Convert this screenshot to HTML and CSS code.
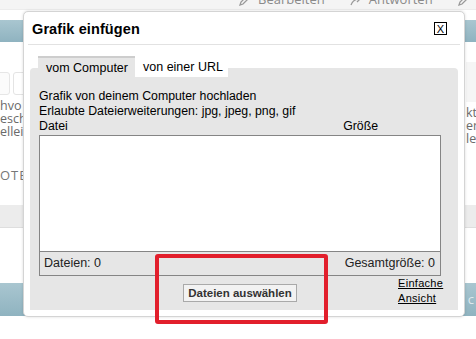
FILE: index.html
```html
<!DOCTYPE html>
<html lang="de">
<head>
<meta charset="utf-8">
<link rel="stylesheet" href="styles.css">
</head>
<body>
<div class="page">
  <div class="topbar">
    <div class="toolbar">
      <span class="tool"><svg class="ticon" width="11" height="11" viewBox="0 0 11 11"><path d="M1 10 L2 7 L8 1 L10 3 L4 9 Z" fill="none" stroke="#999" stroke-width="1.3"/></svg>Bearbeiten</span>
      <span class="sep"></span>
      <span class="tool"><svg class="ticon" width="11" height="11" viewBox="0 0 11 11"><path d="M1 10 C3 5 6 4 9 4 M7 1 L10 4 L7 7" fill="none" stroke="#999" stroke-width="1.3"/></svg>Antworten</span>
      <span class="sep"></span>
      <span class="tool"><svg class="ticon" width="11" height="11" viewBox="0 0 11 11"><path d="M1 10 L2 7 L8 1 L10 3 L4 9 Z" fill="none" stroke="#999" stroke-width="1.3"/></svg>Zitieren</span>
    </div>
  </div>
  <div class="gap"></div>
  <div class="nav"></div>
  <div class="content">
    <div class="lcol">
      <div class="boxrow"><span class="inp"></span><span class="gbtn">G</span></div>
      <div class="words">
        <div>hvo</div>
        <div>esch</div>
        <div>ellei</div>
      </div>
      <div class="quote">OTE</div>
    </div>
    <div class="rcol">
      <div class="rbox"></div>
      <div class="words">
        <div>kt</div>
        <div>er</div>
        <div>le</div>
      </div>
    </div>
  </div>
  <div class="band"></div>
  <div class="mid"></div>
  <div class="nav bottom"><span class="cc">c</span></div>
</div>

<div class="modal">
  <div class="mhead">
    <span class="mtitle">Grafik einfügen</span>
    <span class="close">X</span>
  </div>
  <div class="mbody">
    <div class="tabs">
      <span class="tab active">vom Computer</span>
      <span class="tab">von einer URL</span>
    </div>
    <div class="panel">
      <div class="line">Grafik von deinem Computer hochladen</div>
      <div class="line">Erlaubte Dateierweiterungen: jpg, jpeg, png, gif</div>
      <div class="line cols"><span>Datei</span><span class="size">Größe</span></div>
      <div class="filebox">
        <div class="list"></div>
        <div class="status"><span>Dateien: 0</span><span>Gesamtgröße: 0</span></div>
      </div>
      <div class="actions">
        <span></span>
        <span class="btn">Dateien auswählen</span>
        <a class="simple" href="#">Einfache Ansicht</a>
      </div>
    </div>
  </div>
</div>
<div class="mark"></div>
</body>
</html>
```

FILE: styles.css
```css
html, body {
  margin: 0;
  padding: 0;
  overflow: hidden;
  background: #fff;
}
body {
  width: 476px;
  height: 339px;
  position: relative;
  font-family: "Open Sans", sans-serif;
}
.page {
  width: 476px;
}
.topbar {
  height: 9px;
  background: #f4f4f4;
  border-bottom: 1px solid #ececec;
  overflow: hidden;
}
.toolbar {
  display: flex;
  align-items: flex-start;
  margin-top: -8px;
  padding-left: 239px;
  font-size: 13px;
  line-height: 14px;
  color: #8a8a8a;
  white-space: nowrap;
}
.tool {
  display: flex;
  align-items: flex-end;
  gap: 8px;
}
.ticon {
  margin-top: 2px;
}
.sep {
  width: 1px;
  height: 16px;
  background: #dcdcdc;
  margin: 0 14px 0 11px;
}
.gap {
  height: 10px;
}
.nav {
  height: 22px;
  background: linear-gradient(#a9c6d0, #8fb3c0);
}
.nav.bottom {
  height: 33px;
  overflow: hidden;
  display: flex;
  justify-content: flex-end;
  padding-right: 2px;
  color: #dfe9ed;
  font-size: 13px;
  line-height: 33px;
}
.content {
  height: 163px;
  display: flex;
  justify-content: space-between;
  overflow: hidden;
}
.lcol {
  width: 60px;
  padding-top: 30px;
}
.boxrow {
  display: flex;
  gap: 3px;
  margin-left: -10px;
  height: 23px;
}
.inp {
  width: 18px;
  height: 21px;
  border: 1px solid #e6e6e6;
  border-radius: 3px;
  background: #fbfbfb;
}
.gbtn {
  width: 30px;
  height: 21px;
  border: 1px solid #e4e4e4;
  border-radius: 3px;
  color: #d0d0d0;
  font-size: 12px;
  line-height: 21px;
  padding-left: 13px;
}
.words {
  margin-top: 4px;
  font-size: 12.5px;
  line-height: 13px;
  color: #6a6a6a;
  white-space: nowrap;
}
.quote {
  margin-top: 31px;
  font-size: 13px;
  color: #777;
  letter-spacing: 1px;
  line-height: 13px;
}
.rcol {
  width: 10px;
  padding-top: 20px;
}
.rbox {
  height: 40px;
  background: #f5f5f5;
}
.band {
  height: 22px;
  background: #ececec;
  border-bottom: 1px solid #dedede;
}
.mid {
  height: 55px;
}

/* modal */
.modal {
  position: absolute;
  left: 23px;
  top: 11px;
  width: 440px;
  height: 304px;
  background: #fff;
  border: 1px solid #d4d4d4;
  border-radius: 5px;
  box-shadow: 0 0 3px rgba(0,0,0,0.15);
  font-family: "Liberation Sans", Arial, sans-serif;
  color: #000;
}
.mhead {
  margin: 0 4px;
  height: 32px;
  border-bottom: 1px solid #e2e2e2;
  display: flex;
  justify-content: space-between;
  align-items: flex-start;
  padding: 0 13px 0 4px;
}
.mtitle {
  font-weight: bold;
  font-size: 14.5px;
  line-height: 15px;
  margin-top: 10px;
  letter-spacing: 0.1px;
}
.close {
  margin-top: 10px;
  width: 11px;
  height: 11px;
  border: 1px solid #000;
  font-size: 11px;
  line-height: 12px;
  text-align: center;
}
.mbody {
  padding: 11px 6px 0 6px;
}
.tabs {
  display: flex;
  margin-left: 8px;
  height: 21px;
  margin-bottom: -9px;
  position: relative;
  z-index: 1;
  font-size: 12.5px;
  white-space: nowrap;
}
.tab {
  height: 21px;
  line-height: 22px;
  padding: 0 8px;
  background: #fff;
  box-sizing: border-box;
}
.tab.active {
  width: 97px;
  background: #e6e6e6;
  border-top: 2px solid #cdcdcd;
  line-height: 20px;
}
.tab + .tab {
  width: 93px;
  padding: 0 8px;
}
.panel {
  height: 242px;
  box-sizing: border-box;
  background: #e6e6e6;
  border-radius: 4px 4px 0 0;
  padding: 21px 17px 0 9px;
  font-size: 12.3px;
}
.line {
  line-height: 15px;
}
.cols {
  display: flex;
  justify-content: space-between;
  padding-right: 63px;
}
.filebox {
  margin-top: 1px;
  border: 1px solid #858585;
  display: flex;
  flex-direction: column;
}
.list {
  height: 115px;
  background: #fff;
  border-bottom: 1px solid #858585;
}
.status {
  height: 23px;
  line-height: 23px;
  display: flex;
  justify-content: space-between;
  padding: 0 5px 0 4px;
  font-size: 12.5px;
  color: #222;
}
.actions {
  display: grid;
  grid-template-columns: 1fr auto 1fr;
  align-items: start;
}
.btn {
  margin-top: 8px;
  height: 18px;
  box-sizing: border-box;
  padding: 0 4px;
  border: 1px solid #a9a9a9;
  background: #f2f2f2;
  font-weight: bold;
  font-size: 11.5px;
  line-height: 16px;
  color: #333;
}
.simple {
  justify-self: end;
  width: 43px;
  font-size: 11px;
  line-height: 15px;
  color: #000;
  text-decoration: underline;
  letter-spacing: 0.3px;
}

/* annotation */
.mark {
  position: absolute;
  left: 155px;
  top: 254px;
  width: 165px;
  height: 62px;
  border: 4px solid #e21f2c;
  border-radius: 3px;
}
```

☆ ☆ ☆ ☆ ☆ ☆ ☆

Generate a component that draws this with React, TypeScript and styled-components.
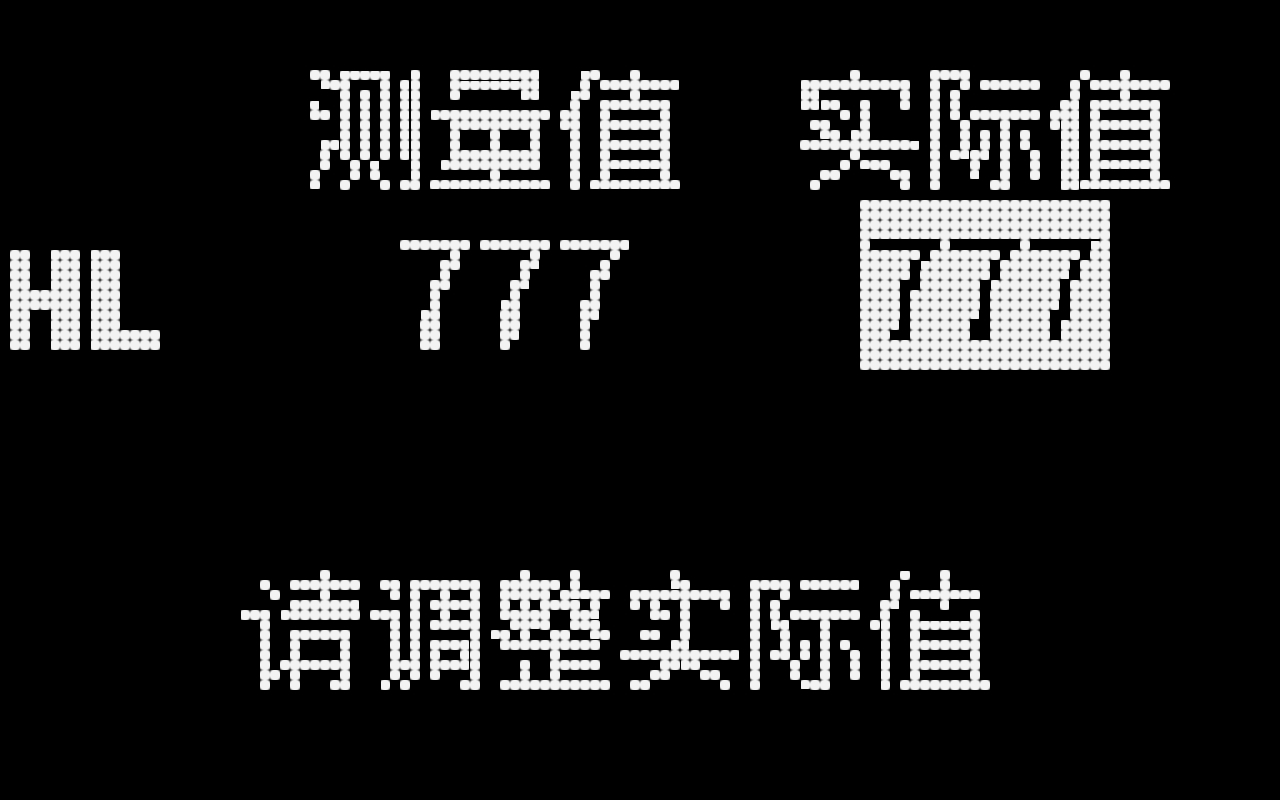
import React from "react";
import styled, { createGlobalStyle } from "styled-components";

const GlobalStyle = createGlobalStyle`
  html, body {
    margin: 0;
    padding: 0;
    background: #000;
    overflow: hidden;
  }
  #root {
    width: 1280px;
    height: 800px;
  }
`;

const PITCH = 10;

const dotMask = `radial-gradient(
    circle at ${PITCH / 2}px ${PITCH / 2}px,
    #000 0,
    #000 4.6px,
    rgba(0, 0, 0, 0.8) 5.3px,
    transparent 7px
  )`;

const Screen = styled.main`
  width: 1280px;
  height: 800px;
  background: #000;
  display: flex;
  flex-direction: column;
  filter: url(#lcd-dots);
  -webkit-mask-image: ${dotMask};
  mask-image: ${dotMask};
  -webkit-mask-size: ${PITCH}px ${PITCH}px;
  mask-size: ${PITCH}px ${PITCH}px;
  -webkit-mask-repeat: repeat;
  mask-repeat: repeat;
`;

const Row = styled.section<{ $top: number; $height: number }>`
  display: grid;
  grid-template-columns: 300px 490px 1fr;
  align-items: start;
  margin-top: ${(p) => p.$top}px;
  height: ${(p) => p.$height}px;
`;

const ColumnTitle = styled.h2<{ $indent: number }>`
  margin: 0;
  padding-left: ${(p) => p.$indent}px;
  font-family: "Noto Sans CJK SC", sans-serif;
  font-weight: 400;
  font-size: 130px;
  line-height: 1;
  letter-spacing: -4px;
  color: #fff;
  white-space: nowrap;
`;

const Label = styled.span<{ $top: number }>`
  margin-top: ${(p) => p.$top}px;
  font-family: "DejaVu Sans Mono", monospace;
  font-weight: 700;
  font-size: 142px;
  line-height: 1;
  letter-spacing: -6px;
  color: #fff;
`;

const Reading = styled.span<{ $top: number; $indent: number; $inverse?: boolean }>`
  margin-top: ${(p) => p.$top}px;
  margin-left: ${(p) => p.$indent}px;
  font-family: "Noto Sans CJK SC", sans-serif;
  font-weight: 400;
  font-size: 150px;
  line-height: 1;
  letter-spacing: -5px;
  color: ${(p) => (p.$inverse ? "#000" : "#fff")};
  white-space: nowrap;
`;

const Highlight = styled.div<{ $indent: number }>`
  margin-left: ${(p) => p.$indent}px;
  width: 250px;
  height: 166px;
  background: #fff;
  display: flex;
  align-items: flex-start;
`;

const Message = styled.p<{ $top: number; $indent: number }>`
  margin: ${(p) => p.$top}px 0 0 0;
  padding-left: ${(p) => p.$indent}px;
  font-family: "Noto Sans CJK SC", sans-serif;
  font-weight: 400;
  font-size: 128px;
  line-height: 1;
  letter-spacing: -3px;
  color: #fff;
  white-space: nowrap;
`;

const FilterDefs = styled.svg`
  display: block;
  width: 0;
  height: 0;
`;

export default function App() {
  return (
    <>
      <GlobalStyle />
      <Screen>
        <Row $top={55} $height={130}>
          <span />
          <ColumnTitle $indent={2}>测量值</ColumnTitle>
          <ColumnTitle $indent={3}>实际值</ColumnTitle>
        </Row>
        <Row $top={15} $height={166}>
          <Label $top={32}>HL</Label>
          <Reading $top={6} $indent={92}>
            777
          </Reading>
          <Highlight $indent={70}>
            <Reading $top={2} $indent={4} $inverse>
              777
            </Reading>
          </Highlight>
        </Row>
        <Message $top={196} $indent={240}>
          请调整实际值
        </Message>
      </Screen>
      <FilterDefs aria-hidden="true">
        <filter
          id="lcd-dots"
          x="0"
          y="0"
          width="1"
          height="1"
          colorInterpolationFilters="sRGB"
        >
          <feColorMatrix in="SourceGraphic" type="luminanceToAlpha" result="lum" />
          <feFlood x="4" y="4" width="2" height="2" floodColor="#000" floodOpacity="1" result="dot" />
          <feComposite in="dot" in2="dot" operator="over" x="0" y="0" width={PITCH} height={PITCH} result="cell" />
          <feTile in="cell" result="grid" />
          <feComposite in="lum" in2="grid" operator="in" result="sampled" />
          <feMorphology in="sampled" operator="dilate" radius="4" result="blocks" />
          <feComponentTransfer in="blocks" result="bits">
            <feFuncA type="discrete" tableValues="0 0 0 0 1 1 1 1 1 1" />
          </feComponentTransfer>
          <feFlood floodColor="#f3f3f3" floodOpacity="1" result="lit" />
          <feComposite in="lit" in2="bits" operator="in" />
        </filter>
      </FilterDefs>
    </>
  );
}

☆ ☆ ☆ ☆ ☆ ☆ ☆

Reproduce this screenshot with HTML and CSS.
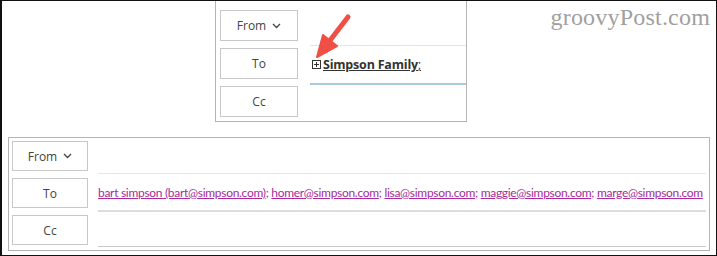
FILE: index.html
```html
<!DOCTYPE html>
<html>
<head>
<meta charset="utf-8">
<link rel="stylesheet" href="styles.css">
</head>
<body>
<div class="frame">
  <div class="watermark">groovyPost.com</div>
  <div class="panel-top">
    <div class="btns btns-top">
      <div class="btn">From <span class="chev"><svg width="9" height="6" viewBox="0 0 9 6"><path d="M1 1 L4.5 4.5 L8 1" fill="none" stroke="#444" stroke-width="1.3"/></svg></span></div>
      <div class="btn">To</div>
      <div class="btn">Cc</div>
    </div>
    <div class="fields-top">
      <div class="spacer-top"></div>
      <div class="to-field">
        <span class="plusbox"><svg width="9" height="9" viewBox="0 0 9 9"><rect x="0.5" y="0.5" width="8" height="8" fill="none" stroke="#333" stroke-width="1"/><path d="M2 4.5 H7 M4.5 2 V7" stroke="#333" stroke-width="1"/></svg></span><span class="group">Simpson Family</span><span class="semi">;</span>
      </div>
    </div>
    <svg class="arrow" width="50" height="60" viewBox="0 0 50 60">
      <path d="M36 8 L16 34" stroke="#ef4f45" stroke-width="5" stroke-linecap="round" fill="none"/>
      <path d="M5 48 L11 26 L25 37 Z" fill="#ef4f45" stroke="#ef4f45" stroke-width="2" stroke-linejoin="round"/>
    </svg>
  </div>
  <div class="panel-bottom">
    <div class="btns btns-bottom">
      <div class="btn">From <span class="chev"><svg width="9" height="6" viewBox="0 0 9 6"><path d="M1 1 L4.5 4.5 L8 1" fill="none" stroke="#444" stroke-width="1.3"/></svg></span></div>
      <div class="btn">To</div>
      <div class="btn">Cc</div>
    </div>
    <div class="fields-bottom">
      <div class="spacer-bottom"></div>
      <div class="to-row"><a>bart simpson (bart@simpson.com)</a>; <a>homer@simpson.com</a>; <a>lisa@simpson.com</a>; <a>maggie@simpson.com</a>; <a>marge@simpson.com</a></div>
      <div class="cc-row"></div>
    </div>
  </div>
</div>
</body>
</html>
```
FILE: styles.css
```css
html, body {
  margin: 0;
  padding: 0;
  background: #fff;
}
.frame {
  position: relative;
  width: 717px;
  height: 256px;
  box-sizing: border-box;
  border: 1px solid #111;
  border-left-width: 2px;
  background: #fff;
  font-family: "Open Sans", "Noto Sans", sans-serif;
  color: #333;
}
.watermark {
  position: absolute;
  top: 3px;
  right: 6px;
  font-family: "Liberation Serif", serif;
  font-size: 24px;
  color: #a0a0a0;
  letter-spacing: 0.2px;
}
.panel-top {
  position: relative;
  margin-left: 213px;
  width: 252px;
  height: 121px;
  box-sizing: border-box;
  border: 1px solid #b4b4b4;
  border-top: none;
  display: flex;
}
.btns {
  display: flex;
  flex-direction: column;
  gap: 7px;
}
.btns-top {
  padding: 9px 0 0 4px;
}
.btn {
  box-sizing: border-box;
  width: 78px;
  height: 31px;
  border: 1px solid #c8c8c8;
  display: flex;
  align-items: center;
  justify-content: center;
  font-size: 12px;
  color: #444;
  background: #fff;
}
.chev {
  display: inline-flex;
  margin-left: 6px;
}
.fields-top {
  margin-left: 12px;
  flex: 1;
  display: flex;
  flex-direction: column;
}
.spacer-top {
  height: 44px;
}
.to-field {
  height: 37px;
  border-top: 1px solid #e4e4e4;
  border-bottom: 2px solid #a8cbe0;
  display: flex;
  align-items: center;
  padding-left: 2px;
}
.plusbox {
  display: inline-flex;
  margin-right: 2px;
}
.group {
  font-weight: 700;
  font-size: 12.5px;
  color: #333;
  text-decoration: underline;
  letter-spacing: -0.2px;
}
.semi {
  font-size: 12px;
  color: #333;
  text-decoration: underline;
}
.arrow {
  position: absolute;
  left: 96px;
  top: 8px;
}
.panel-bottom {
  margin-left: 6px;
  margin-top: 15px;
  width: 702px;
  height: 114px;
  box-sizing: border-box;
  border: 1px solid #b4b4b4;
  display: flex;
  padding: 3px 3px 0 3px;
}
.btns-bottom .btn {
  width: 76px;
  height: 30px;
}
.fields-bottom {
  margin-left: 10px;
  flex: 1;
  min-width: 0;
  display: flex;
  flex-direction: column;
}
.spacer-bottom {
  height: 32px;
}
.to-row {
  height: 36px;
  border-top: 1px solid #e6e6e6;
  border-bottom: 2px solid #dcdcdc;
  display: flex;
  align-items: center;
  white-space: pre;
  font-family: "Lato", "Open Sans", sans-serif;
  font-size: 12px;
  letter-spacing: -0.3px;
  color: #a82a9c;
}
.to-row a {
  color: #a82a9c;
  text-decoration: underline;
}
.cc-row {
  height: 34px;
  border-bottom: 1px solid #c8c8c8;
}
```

☆ ☆ ☆ ☆ ☆ ☆ ☆

Pick out every line of the listing containing the word "styled", and show those lines.

Generate a component that draws this with React, TypeScript and styled-components.
import styled, { createGlobalStyle } from "styled-components";
const Screen = styled.main`
const Row = styled.section<{ $top: number; $height: number }>`
const ColumnTitle = styled.h2<{ $indent: number }>`
const Label = styled.span<{ $top: number }>`
const Reading = styled.span<{ $top: number; $indent: number; $inverse?: boolean }>`
const Highlight = styled.div<{ $indent: number }>`
const Message = styled.p<{ $top: number; $indent: number }>`
const FilterDefs = styled.svg`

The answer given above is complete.